零安樂政策的初衷也許是美意,希望收容所裡少一點殺戮,多一點希望。然而若沒有改變部分民眾飼育及對待生命的態度,也沒有改善收容條件的情況下,這樣的政策彷彿是廢死刑改判流浪動物無期徒刑而已,仍然沒有終結流浪動物地獄。盼望這是最後一次有動物因為人類的自私和疏失犧牲,也期待政府拿出智慧和同理心,不要把零安樂當成萬靈丹,而是要能真正地從源頭解決流浪動物問題。
2016年4月21日 星期四
【追求所有族群的最大福利:淺談野保法修法爭議】
對於近日野保法修法開放原住民狩獵議題,掀起原住民族群和動保團體兩族群的言語論戰。原住民族長期受到的壓迫使許多反對開放狩獵的聲音被解讀成率獸食人、不知人間疾苦,甚至有種族歧視之嫌。然而值得注意的是無論是原民團體還是動保團體,在社會上都屬於弱勢的一方;數代以來主流社會奪走原住民族的土地、山林,扭曲甚至消滅了許多原住民文化;與人類恣意開發,破壞環境,侵犯動物棲地,其實到底來是同一件事:同樣都是對弱勢族群的剝削。
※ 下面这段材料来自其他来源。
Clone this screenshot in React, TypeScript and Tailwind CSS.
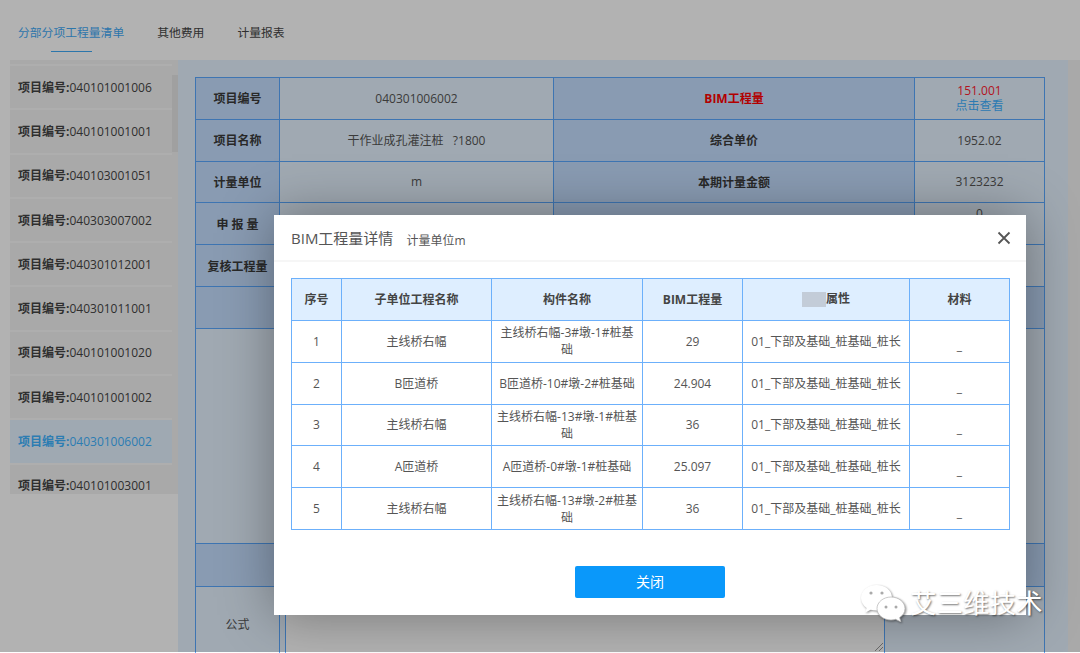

因此,野保法的修法爭議不是典型那種小蝦米對抗大鯨魚式的社會運動;這個例子裡面沒有怪物,沒有巨獸,有的只是兩個族群奮力爭取自己一直以來守護的價值。不一樣的觀點不表示立場必然對立。維護不同族群的權益,不斷在眾多意見中尋找最佳解是必要的事。原民團體希望維護傳統,渴望重新掌握山林管理權和去除狩獵文化汙名;同時動保團體則對於保育工作感到憂心,呼籲有關單位三思。不管是原民文化還是原始山林與自然生物,所遭受的破壞都不是發生在一朝一夕間,復原工作更非一蹴可及。如果草率的將這個議題打入非黑即白的窠臼,很容易就成為挾著主流暴力霸凌另一個弱勢的幫兇,造成的傷害也可能難以彌補。
再者,傳統是否全然不容挑戰也值得討論。在國際上可見西班牙鬥牛和日本「血色海灣」的殘酷;台灣漢人文化中有宴客使用魚翅來表示身分地位的方式,也有在慶典時期豢養神豬的習俗與競賽活動;動物彷彿戴上名為傳統的枷鎖,逃離不了以正義平等民族自決為口號的殺戮甚至虐待。討論這些傳統的存廢並不是針對特定一個國家或是種族,而是這些傳統的執行細節明顯造成動物不必要的受苦,所以需要修正或是廢除。
台灣孕育多種獨特的野生動物,他們何嘗不是這座島的主人?一個文明社會需要追求的正義不該僅限於支持有話語權的人;真正的正義是覺察看不見的苦難,聆聽無法說出口的抗議,一步一步,追求所有族群的最大福利,並將保護的羽翼擴及每個角落。